Skip to content

How will evaluators decide when we need to abort

Esta Nagy edited this page Nov 5, 2020 · 1 revision

We need to start with a disclaimer. Evaluators can decide any way they want, we can only document how each of them do. Please find this list in case of the built-in evaluator(s) below. Also, it is worth noting that in case abort suppression is active, we are only counting the abortions which really happened and don't log the suppressed cases.

Percentage based evaluator

Countdown abort decision is made if the answer to all of the following questions is yes.

  • Did we observe enough countdown start events to pass burn-in?
  • Did we see no countdown completed events at all?

Mission abort decisions are a bit more complicated than that. There are two, equally important, parts we need to figure out as you will see below:

  1. Did we have enough countdown starts (or countdown completions in case there is no post-processing) to pass the burn-in?
  2. What is the percentage of failed or aborted tests compared to the total test runs?

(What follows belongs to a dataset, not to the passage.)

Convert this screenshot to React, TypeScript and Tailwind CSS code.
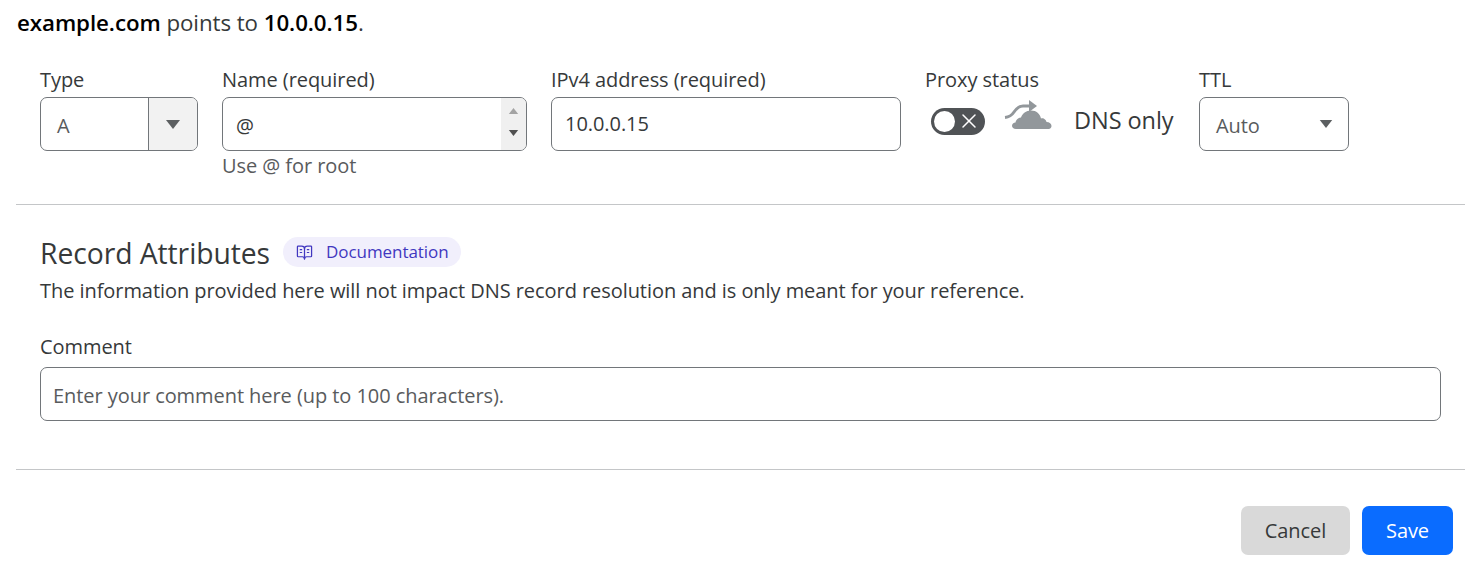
import { BookOpenText, X } from 'lucide-react';

function Caret({ className }: { className: string }) {
  return (
    <svg viewBox="0 0 14 9" className={className} aria-hidden="true">
      <path d="M0 0h14L7 9z" fill="currentColor" />
    </svg>
  );
}

function Field({ label, width, children }: { label: string; width: string; children: React.ReactNode }) {
  return (
    <div className={`flex flex-col ${width}`}>
      <label className="h-[30px] leading-[26px] text-[#36393a]">{label}</label>
      {children}
    </div>
  );
}

const inputBox = 'h-[54px] rounded-[7px] border border-[#72767a] bg-white';

function ProxyCloud() {
  return (
    <svg viewBox="0 0 50 32" className="h-[32px] w-[50px]" aria-hidden="true">
      <path d="M1 18.500C6 18 8 16 10 13c3-4.500 5-6 9-6h7" fill="none" stroke="#92979b" strokeWidth="3" />
      <path d="M25 1l8 6-8 6z" fill="#92979b" />
      <path d="M12 30c-2.500 0-4-1.500-4-3.200 0-2 1.500-3.300 3.500-3.300.5-3 3-5 5.500-5 1.500-4 5-7 10-7 5.500 0 9 3.500 10 8 1-.3 2-.3 3 .2 1.500.7 2.300 2 2.500 3.200 3 0 5 1.800 5 4 0 1.500-1 3.100-3 3.100z" fill="#92979b" />
    </svg>
  );
}

export default function App() {
  return (
    <div className="h-[565px] w-[1470px] overflow-hidden bg-white font-['Open_Sans','Noto_Sans',sans-serif] text-[20px] tracking-[-0.06px] text-[#36393a]">
      <p className="ml-[17px] h-[67px] pt-[8px] text-[22.3px] leading-[30px]">
        <strong className="font-semibold text-black">example.com</strong> points to{' '}
        <strong className="font-semibold text-black">10.0.0.15</strong>.
      </p>

      <div className="flex h-[137px] gap-[24px] pl-[40px]">
        <Field label="Type" width="w-[158px]">
          <div className={`flex overflow-hidden ${inputBox}`}>
            <span className="flex-1 pl-[16px] leading-[56px] text-[#595b5d]">A</span>
            <span className="flex w-[49px] items-center justify-center border-l border-[#72767a] bg-[#f2f2f2] text-[#5c5f61]">
              <Caret className="h-[9px] w-[14px]" />
            </span>
          </div>
        </Field>

        <Field label="Name (required)" width="w-[305px]">
          <div className={`flex overflow-hidden ${inputBox}`}>
            <span className="flex-1 pl-[13px] leading-[56px] text-[#36393a]">@</span>
            <span className="flex w-[25px] flex-col items-center justify-center gap-[16px] bg-[#f0f0f0] pb-[4px]">
              <Caret className="h-[6px] w-[11px] rotate-180 text-[#a3a3a3]" />
              <Caret className="h-[6px] w-[11px] text-[#505050]" />
            </span>
          </div>
          <span className="leading-[30px] text-[#595b5d]">Use @ for root</span>
        </Field>

        <Field label="IPv4 address (required)" width="w-[350px]">
          <div className={`pl-[13px] leading-[52px] text-[#36393a] ${inputBox}`}>10.0.0.15</div>
        </Field>

        <Field label="Proxy status" width="w-[250px]">
          <div className="flex h-[44px] items-center pl-[6px]">
            <span className="mt-[4px] flex h-[27px] w-[54px] items-center justify-between rounded-full bg-[#505356] pl-[3px] pr-[4px]">
              <span className="h-[21px] w-[21px] rounded-full bg-white" />
              <X className="h-[24px] w-[24px] text-white" strokeWidth={1.5} />
            </span>
            <span className="mb-[8px] ml-[19px]"><ProxyCloud /></span>
            <span className="ml-[20px] pt-[3px] text-[23.5px] text-[#36393a]">DNS only</span>
          </div>
        </Field>

        <Field label="TTL" width="w-[150px]">
          <div className={`flex items-center justify-between pl-[16px] pr-[15px] ${inputBox}`}>
            <span className="pt-[4px] text-[#595b5d]">Auto</span>
            <Caret className="h-[8px] w-[14px] text-[#5c5f61]" />
          </div>
        </Field>
      </div>

      <div className="mx-[16px] w-[1449px] border-t border-[#c4c6c8]" />

      <div className="px-[40px]">
        <div className="flex h-[66px] items-center gap-[13px] pt-[30px]">
          <h2 className="text-[28.3px] font-normal text-[#36393a]">Record Attributes</h2>
          <a className="mb-[2px] flex h-[30px] w-[178px] items-center gap-[13px] rounded-full bg-[#f1effc] pl-[13px] text-[17px] text-[#4137c0]">
            <BookOpenText className="h-[17px] w-[17px]" strokeWidth={1.75} />
            Documentation
          </a>
        </div>
        <p className="h-[59px] pt-[4px] leading-[32px] text-[#36393a]">
          The information provided here will not impact DNS record resolution and is only meant for your reference.
        </p>
        <label className="block h-[27px] pt-[1px] leading-[32px] text-[#36393a]">Comment</label>
        <div className="mt-[10px] h-[54px] w-[1401px] rounded-[7px] border border-[#72767a] pl-[12px] leading-[56px] text-[#595b5d]">
          Enter your comment here (up to 100 characters).
        </div>
      </div>

      <div className="mx-[16px] mt-[48px] w-[1449px] border-t border-[#c4c6c8]" />

      <div className="mt-[36px] flex justify-end gap-[12px] pr-[17px]">
        <button className="h-[49px] w-[109px] rounded-[7px] bg-[#d9d9d9] text-[#36393a]">Cancel</button>
        <button className="h-[49px] w-[91px] rounded-[7px] bg-[#0a6cff] text-white">Save</button>
      </div>
    </div>
  );
}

The first question should be trivial to answer as it is a simple comparison between the burn-in threshold and the higher value of the two countdown metrics (started or completed). To answer the second question, this evaluator will sum the number of test failures (including post-processing failures), the number of times we made a mission abort decision and the number of successful test runs. This will be the 100% mark. If we discard percentage of the the successful test runs from this, we will get the percentage of failed or aborted test runs. Tests will be aborted if this percentage is higher than the abort threshold we have set.